**GIVEN EXERCISE:** Extract the full listing verbatim and drop any pictures from your copy.

**SOURCE DATA:**
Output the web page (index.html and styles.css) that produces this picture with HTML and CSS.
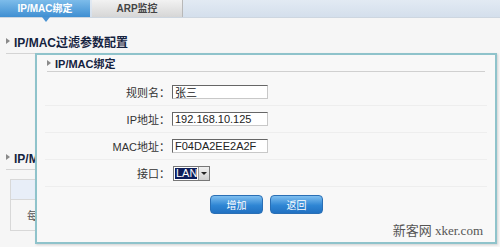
FILE: index.html
```html
<!DOCTYPE html>
<html lang="zh-CN">
<head>
    <meta charset="UTF-8">
    <title>IP/MAC绑定</title>
    <link rel="stylesheet" href="styles.css">
</head>
<body>
    <div class="tabs">
        <div class="tab active">IP/MAC绑定<span class="pointer"></span></div>
        <div class="tab">ARP监控</div>
    </div>

    <div class="page">
        <div class="section-title"><span class="arrow"></span>IP/MAC过滤参数配置</div>
        <div class="gap"></div>
        <div class="section-title"><span class="arrow"></span>IP/MAC绑定列表</div>
        <table class="list">
            <tr class="head"><td>&nbsp;</td></tr>
            <tr><td class="cell">每页</td></tr>
        </table>
    </div>

    <div class="dialog">
        <div class="dialog-title"><span class="arrow"></span>IP/MAC绑定</div>
        <div class="form">
            <div class="row">
                <label>规则名：</label>
                <input type="text" value="张三">
            </div>
            <div class="row">
                <label>IP地址：</label>
                <input type="text" value="192.168.10.125">
            </div>
            <div class="row">
                <label>MAC地址：</label>
                <input type="text" value="F04DA2EE2A2F">
            </div>
            <div class="row">
                <label>接口：</label>
                <div class="select"><span class="sel-value">LAN</span><span class="sel-btn"></span></div>
            </div>
        </div>
        <div class="buttons">
            <button>增加</button>
            <button>返回</button>
        </div>
        <div class="watermark">新客网 xker.com</div>
    </div>
</body>
</html>
```

FILE: styles.css
```css
body {
    margin: 0;
    background-color: #f6f6f6;
    font-family: "Liberation Sans", "Noto Sans CJK SC", sans-serif;
    font-size: 11px;
    color: #222;
    height: 247px;
    overflow: hidden;
    position: relative;
}

.tabs {
    display: flex;
    gap: 2px;
    height: 17px;
    background: linear-gradient(#e2eaf3, #d4dfec);
    border-bottom: 1px solid #cdd6e0;
}

.tab {
    position: relative;
    width: 90px;
    line-height: 17px;
    text-align: center;
    font-weight: bold;
    font-size: 10px;
    color: #444;
    background: linear-gradient(#f2f2f2, #d6d6d6);
    border-right: 1px solid #b8b8b8;
}

.tab.active {
    color: #fff;
    background: linear-gradient(#7dbcea, #3f8fd2);
    border-right: none;
}

.pointer {
    position: absolute;
    left: 42px;
    top: 17px;
    border-left: 4px solid transparent;
    border-right: 4px solid transparent;
    border-top: 5px solid #4a93d3;
}

.page {
    padding: 11px 6px 0 6px;
}

.section-title {
    display: flex;
    align-items: center;
    height: 24px;
    font-size: 12px;
    font-weight: bold;
    color: #15233f;
    border-bottom: 1px solid #d4d4d4;
}

.arrow {
    width: 0;
    height: 0;
    margin-right: 4px;
    border-top: 3px solid transparent;
    border-bottom: 3px solid transparent;
    border-left: 4px solid #8a8a8a;
}

.gap {
    height: 91px;
}

.list {
    margin: 9px 0 0 4px;
    width: 480px;
    border-collapse: collapse;
    border: 1px solid #d8d8d8;
}

.list .head td {
    height: 17px;
    background-color: #e8eef8;
    border-bottom: 1px solid #d8d8d8;
}

.list .cell {
    height: 28px;
    padding-left: 16px;
    color: #555;
}

.dialog {
    position: absolute;
    left: 35px;
    top: 53px;
    width: 458px;
    height: 187px;
    background-color: #f8f8f8;
    border: 2px solid #8fc3cb;
    box-shadow: 1px 1px 2px rgba(0, 0, 0, 0.15);
}

.dialog-title {
    display: flex;
    align-items: center;
    margin: 0 10px 0 10px;
    height: 16px;
    font-size: 11px;
    font-weight: bold;
    color: #15233f;
    border-bottom: 1px solid #d0d0d0;
}

.form {
    margin: 7px 8px 0 8px;
}

.row {
    display: flex;
    align-items: center;
    height: 26px;
    border-bottom: 1px solid #eeeeee;
}

.row label {
    width: 125px;
    text-align: right;
    color: #333;
}

.row input {
    width: 90px;
    height: 12px;
    margin: 0 0 0 2px;
    padding: 0 2px;
    font-family: "Liberation Sans", "Noto Sans CJK SC", sans-serif;
    font-size: 11px;
    color: #222;
    background: #fff;
    border: 1px solid #c8c8c8;
    border-top-color: #666;
    border-left-color: #666;
}

.select {
    display: flex;
    height: 13px;
    margin-left: 3px;
    border: 1px solid #777;
    background: #fff;
}

.sel-value {
    width: 21px;
    margin: 1px 1px 1px 1px;
    padding-left: 1px;
    line-height: 11px;
    color: #fff;
    background-color: #0e1e5a;
}

.sel-btn {
    position: relative;
    width: 10px;
    background: linear-gradient(#f0f0f0, #cfcfcf);
    border-left: 1px solid #999;
}

.sel-btn::after {
    content: "";
    position: absolute;
    left: 2px;
    top: 5px;
    border-left: 3px solid transparent;
    border-right: 3px solid transparent;
    border-top: 3px solid #222;
}

.buttons {
    display: flex;
    justify-content: flex-start;
    gap: 7px;
    margin: 8px 0 0 173px;
}

.buttons button {
    width: 53px;
    height: 19px;
    padding: 0;
    font-family: "Liberation Sans", "Noto Sans CJK SC", sans-serif;
    font-size: 10px;
    color: #fff;
    background: linear-gradient(#7fbff0, #2f86d4 55%, #2171c2);
    border: 1px solid #2a6fb5;
    border-radius: 4px;
}

.watermark {
    position: absolute;
    right: 12px;
    bottom: 3px;
    font-family: "Liberation Serif", "Noto Sans CJK SC", serif;
    font-size: 13px;
    color: #555;
}
```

**TASK OUTPUT:**
Output the web page (index.html and styles.css) that produces this picture with HTML and CSS.
FILE: index.html
```html
<!DOCTYPE html>
<html lang="zh-CN">
<head>
    <meta charset="UTF-8">
    <title>IP/MAC绑定</title>
    <link rel="stylesheet" href="styles.css">
</head>
<body>
    <div class="tabs">
        <div class="tab active">IP/MAC绑定<span class="pointer"></span></div>
        <div class="tab">ARP监控</div>
    </div>

    <div class="page">
        <div class="section-title"><span class="arrow"></span>IP/MAC过滤参数配置</div>
        <div class="gap"></div>
        <div class="section-title"><span class="arrow"></span>IP/MAC绑定列表</div>
        <table class="list">
            <tr class="head"><td>&nbsp;</td></tr>
            <tr><td class="cell">每页</td></tr>
        </table>
    </div>

    <div class="dialog">
        <div class="dialog-title"><span class="arrow"></span>IP/MAC绑定</div>
        <div class="form">
            <div class="row">
                <label>规则名：</label>
                <input type="text" value="张三">
            </div>
            <div class="row">
                <label>IP地址：</label>
                <input type="text" value="192.168.10.125">
            </div>
            <div class="row">
                <label>MAC地址：</label>
                <input type="text" value="F04DA2EE2A2F">
            </div>
            <div class="row">
                <label>接口：</label>
                <div class="select"><span class="sel-value">LAN</span><span class="sel-btn"></span></div>
            </div>
        </div>
        <div class="buttons">
            <button>增加</button>
            <button>返回</button>
        </div>
        <div class="watermark">新客网 xker.com</div>
    </div>
</body>
</html>
```

FILE: styles.css
```css
body {
    margin: 0;
    background-color: #f6f6f6;
    font-family: "Liberation Sans", "Noto Sans CJK SC", sans-serif;
    font-size: 11px;
    color: #222;
    height: 247px;
    overflow: hidden;
    position: relative;
}

.tabs {
    display: flex;
    gap: 2px;
    height: 17px;
    background: linear-gradient(#e2eaf3, #d4dfec);
    border-bottom: 1px solid #cdd6e0;
}

.tab {
    position: relative;
    width: 90px;
    line-height: 17px;
    text-align: center;
    font-weight: bold;
    font-size: 10px;
    color: #444;
    background: linear-gradient(#f2f2f2, #d6d6d6);
    border-right: 1px solid #b8b8b8;
}

.tab.active {
    color: #fff;
    background: linear-gradient(#7dbcea, #3f8fd2);
    border-right: none;
}

.pointer {
    position: absolute;
    left: 42px;
    top: 17px;
    border-left: 4px solid transparent;
    border-right: 4px solid transparent;
    border-top: 5px solid #4a93d3;
}

.page {
    padding: 11px 6px 0 6px;
}

.section-title {
    display: flex;
    align-items: center;
    height: 24px;
    font-size: 12px;
    font-weight: bold;
    color: #15233f;
    border-bottom: 1px solid #d4d4d4;
}

.arrow {
    width: 0;
    height: 0;
    margin-right: 4px;
    border-top: 3px solid transparent;
    border-bottom: 3px solid transparent;
    border-left: 4px solid #8a8a8a;
}

.gap {
    height: 91px;
}

.list {
    margin: 9px 0 0 4px;
    width: 480px;
    border-collapse: collapse;
    border: 1px solid #d8d8d8;
}

.list .head td {
    height: 17px;
    background-color: #e8eef8;
    border-bottom: 1px solid #d8d8d8;
}

.list .cell {
    height: 28px;
    padding-left: 16px;
    color: #555;
}

.dialog {
    position: absolute;
    left: 35px;
    top: 53px;
    width: 458px;
    height: 187px;
    background-color: #f8f8f8;
    border: 2px solid #8fc3cb;
    box-shadow: 1px 1px 2px rgba(0, 0, 0, 0.15);
}

.dialog-title {
    display: flex;
    align-items: center;
    margin: 0 10px 0 10px;
    height: 16px;
    font-size: 11px;
    font-weight: bold;
    color: #15233f;
    border-bottom: 1px solid #d0d0d0;
}

.form {
    margin: 7px 8px 0 8px;
}

.row {
    display: flex;
    align-items: center;
    height: 26px;
    border-bottom: 1px solid #eeeeee;
}

.row label {
    width: 125px;
    text-align: right;
    color: #333;
}

.row input {
    width: 90px;
    height: 12px;
    margin: 0 0 0 2px;
    padding: 0 2px;
    font-family: "Liberation Sans", "Noto Sans CJK SC", sans-serif;
    font-size: 11px;
    color: #222;
    background: #fff;
    border: 1px solid #c8c8c8;
    border-top-color: #666;
    border-left-color: #666;
}

.select {
    display: flex;
    height: 13px;
    margin-left: 3px;
    border: 1px solid #777;
    background: #fff;
}

.sel-value {
    width: 21px;
    margin: 1px 1px 1px 1px;
    padding-left: 1px;
    line-height: 11px;
    color: #fff;
    background-color: #0e1e5a;
}

.sel-btn {
    position: relative;
    width: 10px;
    background: linear-gradient(#f0f0f0, #cfcfcf);
    border-left: 1px solid #999;
}

.sel-btn::after {
    content: "";
    position: absolute;
    left: 2px;
    top: 5px;
    border-left: 3px solid transparent;
    border-right: 3px solid transparent;
    border-top: 3px solid #222;
}

.buttons {
    display: flex;
    justify-content: flex-start;
    gap: 7px;
    margin: 8px 0 0 173px;
}

.buttons button {
    width: 53px;
    height: 19px;
    padding: 0;
    font-family: "Liberation Sans", "Noto Sans CJK SC", sans-serif;
    font-size: 10px;
    color: #fff;
    background: linear-gradient(#7fbff0, #2f86d4 55%, #2171c2);
    border: 1px solid #2a6fb5;
    border-radius: 4px;
}

.watermark {
    position: absolute;
    right: 12px;
    bottom: 3px;
    font-family: "Liberation Serif", "Noto Sans CJK SC", serif;
    font-size: 13px;
    color: #555;
}
```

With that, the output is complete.